Appeal from Charleston County, Louis E. Condon, Master In Equity
COUNSEL: G. Dan Bowling, Charleston, for appellants.
Lucas C. Padgett, Jr. and
Michael A. Scardato, Morris, Duffy and Boone, Charleston,
JUDGES: Gardner, Judge. Cureton and Goolsby, JJ., concur.
OPINION: [*11] [**371] The Charleston Committee for Safe Water (the Committee) filed this suit to enjoin as a nuisance the proposed fluoridation of the water supply of the City of Charleston. The case was referred to a master who refused to issue an injunction. By consent of the parties, this is a direct appeal from the master's order. We affirm.
The sole issue on appeal is whether the findings of the master are supported by the record. No issue of law is involved.
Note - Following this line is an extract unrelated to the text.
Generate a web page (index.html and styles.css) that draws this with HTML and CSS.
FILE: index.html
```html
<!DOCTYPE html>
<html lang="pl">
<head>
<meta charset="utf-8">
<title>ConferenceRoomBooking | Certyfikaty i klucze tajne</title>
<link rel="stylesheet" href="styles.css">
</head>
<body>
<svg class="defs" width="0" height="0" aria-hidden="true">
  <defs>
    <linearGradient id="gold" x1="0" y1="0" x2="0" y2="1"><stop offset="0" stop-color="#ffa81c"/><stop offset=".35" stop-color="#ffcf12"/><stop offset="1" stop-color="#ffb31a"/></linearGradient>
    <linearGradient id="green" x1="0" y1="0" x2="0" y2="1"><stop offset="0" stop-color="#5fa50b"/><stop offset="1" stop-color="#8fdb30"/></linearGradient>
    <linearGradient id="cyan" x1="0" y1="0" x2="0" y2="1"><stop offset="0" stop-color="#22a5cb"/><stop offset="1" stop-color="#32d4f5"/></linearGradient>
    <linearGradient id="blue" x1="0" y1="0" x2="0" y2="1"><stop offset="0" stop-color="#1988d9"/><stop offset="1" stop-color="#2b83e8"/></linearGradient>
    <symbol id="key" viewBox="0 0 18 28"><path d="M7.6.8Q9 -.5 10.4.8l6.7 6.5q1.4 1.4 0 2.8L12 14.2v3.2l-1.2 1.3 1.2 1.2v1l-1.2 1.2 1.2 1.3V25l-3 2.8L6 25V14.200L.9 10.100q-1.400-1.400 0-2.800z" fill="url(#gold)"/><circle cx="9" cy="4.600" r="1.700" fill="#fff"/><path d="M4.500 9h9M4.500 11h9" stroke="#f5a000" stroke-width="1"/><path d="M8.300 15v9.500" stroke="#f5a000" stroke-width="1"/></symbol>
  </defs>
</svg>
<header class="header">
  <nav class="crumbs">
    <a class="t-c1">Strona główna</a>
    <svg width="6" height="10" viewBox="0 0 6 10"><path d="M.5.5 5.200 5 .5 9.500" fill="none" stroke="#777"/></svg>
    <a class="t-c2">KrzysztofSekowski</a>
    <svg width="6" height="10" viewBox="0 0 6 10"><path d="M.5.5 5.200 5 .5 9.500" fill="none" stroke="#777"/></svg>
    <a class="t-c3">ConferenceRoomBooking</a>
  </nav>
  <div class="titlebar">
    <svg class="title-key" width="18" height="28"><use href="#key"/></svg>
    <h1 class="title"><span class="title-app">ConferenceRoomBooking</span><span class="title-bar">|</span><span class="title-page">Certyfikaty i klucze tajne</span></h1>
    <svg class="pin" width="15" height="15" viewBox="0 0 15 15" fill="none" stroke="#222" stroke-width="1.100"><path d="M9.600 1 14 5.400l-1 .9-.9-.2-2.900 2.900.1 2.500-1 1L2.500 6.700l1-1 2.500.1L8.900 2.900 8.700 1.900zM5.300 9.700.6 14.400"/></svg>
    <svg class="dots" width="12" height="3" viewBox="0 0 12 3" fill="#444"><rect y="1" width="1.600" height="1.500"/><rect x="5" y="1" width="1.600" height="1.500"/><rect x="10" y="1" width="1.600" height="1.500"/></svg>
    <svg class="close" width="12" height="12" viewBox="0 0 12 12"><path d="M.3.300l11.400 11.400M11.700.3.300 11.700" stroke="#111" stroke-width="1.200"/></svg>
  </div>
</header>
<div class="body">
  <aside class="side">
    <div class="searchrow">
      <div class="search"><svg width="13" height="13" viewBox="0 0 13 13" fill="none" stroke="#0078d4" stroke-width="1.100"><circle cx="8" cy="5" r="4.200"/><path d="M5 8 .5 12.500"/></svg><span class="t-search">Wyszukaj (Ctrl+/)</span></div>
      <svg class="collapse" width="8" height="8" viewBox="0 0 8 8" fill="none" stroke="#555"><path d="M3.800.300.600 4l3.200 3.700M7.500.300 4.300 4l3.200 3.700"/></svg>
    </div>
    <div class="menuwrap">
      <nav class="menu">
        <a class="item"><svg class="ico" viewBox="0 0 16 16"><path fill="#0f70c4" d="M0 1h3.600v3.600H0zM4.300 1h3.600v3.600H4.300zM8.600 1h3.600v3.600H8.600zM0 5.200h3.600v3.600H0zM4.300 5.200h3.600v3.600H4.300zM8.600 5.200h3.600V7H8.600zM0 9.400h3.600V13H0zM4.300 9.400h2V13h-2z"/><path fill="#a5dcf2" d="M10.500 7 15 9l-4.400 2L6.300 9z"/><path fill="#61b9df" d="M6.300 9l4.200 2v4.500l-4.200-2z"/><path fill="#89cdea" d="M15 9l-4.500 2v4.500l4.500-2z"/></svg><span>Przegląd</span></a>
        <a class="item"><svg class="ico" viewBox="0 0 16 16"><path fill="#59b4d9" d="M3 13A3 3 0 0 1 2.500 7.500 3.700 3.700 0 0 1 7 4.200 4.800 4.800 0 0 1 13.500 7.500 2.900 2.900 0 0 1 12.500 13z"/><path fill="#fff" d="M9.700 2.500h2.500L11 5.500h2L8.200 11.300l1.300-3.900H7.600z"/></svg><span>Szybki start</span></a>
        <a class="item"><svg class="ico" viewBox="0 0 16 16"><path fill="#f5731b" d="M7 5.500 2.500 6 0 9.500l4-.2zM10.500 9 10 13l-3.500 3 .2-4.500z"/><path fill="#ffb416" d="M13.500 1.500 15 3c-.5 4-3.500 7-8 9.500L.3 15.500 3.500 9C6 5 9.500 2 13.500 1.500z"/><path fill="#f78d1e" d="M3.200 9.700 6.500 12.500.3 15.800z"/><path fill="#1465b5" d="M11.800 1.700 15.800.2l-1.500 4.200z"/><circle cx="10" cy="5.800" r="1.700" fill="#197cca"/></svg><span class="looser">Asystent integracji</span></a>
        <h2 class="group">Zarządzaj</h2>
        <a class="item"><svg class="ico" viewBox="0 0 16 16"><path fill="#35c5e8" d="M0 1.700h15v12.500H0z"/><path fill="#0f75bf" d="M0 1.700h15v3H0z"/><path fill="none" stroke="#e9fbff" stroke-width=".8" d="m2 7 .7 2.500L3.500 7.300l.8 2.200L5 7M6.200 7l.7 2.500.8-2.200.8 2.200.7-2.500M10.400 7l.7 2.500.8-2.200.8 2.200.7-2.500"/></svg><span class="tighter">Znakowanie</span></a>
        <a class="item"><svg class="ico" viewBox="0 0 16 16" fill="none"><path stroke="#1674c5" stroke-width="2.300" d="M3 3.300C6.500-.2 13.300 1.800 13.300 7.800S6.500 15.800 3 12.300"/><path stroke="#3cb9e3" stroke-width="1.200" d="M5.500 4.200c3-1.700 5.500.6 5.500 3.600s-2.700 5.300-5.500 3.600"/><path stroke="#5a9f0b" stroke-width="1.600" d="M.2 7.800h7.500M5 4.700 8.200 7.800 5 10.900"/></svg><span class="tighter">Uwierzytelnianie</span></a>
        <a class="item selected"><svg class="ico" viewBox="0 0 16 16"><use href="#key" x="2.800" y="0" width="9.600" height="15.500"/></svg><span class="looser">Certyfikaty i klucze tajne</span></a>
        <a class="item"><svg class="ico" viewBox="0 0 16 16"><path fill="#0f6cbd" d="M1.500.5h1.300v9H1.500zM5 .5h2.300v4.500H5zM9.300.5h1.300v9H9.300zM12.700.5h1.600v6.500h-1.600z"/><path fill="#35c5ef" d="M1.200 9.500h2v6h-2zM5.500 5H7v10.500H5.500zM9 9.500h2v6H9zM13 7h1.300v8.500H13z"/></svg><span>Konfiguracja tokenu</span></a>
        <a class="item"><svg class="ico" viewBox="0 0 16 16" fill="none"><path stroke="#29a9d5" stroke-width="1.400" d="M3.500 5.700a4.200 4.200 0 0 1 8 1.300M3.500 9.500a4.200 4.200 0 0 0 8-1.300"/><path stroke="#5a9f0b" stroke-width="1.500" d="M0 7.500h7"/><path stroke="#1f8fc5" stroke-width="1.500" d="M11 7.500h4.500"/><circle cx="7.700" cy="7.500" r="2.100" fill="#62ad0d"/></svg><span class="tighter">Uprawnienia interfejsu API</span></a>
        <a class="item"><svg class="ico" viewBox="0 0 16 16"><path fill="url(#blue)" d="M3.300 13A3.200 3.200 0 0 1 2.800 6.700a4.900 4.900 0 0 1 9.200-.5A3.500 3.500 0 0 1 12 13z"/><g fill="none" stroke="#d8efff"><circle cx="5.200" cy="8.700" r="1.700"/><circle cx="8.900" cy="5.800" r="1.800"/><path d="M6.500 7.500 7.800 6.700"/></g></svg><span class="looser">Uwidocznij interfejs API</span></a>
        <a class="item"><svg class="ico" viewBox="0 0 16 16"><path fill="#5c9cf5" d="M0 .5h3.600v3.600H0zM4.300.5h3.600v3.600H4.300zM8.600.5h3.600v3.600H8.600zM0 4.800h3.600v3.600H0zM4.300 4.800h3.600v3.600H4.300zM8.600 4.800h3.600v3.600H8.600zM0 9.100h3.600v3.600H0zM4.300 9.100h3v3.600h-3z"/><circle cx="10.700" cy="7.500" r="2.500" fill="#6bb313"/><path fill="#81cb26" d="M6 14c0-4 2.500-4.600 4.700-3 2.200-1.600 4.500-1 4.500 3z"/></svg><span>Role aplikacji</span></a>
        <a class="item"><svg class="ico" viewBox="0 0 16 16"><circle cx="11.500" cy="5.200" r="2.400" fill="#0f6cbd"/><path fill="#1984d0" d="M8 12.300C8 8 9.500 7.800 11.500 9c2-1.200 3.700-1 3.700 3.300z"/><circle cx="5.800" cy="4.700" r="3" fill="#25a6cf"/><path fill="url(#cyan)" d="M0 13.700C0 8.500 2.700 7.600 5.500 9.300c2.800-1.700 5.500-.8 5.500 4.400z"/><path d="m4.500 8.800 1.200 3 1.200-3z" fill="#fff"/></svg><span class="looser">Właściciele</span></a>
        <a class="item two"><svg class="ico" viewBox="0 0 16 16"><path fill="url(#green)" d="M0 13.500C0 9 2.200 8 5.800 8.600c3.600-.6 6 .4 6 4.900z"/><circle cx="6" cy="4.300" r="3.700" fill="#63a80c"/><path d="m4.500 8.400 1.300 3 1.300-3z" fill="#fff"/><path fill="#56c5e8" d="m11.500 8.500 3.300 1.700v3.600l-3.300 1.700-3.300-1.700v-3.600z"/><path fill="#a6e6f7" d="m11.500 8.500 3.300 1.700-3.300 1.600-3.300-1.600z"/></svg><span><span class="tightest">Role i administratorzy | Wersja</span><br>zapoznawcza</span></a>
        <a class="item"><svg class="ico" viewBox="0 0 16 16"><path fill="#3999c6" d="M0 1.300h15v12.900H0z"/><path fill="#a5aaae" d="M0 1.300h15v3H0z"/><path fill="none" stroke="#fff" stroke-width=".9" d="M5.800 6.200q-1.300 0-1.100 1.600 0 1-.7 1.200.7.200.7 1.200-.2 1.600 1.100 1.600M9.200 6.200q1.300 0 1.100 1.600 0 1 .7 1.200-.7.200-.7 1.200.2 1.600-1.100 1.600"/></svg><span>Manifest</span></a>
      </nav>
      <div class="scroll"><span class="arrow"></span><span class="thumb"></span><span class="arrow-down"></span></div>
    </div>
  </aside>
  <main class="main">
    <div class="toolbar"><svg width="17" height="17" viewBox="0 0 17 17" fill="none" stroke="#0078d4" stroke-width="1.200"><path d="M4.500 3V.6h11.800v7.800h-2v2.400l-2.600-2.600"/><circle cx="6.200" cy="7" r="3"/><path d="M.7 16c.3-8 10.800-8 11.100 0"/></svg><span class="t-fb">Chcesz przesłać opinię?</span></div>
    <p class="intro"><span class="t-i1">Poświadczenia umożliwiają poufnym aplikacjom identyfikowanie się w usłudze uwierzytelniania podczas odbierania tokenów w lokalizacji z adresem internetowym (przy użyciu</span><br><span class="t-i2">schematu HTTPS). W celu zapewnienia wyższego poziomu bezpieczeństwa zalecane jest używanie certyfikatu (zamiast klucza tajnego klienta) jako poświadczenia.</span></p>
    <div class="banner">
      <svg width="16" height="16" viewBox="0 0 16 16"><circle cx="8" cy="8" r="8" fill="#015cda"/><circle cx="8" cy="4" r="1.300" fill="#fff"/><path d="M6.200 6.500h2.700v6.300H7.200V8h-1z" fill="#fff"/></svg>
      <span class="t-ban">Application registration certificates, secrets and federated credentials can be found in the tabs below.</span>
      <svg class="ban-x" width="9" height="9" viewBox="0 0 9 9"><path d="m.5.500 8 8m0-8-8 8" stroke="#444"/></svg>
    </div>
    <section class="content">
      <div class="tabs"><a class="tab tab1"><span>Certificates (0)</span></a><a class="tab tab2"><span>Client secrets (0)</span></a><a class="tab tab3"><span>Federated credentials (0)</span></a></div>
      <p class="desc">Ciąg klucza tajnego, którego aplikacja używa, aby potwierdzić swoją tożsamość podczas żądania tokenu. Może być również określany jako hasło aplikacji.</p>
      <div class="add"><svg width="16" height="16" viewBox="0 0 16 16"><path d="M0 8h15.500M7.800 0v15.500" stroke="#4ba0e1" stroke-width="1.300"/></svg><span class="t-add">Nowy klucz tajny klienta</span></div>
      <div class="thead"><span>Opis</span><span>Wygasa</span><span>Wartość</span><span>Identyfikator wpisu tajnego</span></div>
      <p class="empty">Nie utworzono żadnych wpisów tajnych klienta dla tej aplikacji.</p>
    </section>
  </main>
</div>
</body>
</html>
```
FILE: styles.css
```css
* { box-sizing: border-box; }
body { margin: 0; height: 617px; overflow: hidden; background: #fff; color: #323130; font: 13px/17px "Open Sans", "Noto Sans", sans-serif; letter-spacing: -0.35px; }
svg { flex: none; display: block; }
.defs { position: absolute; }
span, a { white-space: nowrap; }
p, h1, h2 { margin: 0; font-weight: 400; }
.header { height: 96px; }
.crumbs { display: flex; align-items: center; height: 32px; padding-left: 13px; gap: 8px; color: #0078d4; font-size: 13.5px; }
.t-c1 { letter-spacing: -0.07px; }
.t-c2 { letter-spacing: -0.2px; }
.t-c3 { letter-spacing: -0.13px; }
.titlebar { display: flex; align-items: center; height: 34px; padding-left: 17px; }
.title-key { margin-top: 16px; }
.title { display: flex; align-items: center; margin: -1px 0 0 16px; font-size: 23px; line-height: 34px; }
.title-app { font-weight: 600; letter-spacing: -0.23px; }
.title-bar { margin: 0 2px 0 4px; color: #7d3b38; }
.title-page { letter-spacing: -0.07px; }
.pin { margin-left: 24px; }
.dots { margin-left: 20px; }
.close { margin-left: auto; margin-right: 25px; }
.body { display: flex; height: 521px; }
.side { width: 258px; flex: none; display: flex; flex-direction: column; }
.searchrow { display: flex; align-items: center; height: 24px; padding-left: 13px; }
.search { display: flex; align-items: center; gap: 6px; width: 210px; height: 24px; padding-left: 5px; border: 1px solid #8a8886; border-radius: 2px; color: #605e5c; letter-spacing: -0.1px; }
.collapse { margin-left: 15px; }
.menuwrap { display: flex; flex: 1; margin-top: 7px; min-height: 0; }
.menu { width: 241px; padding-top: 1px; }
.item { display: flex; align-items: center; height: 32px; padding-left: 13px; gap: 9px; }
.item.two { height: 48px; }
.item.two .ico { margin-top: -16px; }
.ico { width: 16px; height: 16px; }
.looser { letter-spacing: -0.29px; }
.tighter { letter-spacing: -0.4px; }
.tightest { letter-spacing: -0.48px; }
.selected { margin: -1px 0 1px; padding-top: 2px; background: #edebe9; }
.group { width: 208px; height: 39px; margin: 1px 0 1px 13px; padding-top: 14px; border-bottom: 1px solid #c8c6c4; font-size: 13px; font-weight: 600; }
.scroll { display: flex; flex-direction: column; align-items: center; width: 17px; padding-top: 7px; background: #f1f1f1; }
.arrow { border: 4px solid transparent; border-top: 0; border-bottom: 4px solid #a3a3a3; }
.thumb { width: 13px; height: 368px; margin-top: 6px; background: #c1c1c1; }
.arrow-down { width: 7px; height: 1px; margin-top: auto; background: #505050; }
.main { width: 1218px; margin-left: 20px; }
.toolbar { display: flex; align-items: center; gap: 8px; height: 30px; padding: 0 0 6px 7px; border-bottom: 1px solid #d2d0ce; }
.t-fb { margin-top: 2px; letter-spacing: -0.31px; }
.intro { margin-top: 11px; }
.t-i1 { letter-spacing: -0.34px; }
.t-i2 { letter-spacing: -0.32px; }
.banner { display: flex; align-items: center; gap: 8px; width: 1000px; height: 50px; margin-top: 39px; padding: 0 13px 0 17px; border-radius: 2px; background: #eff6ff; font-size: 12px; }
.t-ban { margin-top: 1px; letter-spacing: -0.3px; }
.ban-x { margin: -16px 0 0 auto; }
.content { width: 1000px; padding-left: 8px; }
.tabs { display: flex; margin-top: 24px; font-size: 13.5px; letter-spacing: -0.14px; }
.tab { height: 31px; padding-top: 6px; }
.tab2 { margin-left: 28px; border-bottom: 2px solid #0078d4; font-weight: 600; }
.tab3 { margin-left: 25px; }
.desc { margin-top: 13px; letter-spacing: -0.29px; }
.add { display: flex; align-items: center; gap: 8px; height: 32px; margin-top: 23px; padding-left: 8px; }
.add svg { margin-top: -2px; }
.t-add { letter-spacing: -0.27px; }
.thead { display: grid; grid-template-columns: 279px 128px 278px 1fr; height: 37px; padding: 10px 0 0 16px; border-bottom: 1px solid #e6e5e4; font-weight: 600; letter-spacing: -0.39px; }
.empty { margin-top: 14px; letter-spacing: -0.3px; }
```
To enjoin an anticipated nuisance, it must appear that a nuisance will inevitably result from the act or thing sought to be enjoined. Strong v. Winn-Dixie Stores, Inc., 240 S.C. 244, 125 S.E. (2d) 628 (1962). The inevitability required by this rule is the crux of this case.
The appealed order, with reference [***2] to the credibility of the witnesses, noted that the witnesses who appeared for the Committee were ardent antifluoridationists, whose views, though sincerely held, were inconsonant with the medical and scientific opinion of the great majority of medical and scientific experts in this country. As an example, the Committee contends that fluoride added to water acts as a carcinogen [**372] (a cancer inducing agent). Dr. Yiamouyiannis, a witness for the Committee, testified that fluoride was a carcinogen; however, the testimony of respected scientists from the Center of Disease Control in Atlanta, Georgia, and the Laboratory of Developmental Biology and Anomalis at the National Institute of Dental Research contradicted this testimony. Additionally, documentary evidence was introduced which indicated that the National Cancer Institute saw no danger from water fluoridation.
The record of this case is voluminous. This court has examined it thoroughly and held the master's order is fully supported by the record and correct in every respect. The burden of proof required by Strong v. Winn-Dixie Stores, Inc., supra, [***3] was not met by the Committee. The order of the master is affirmed.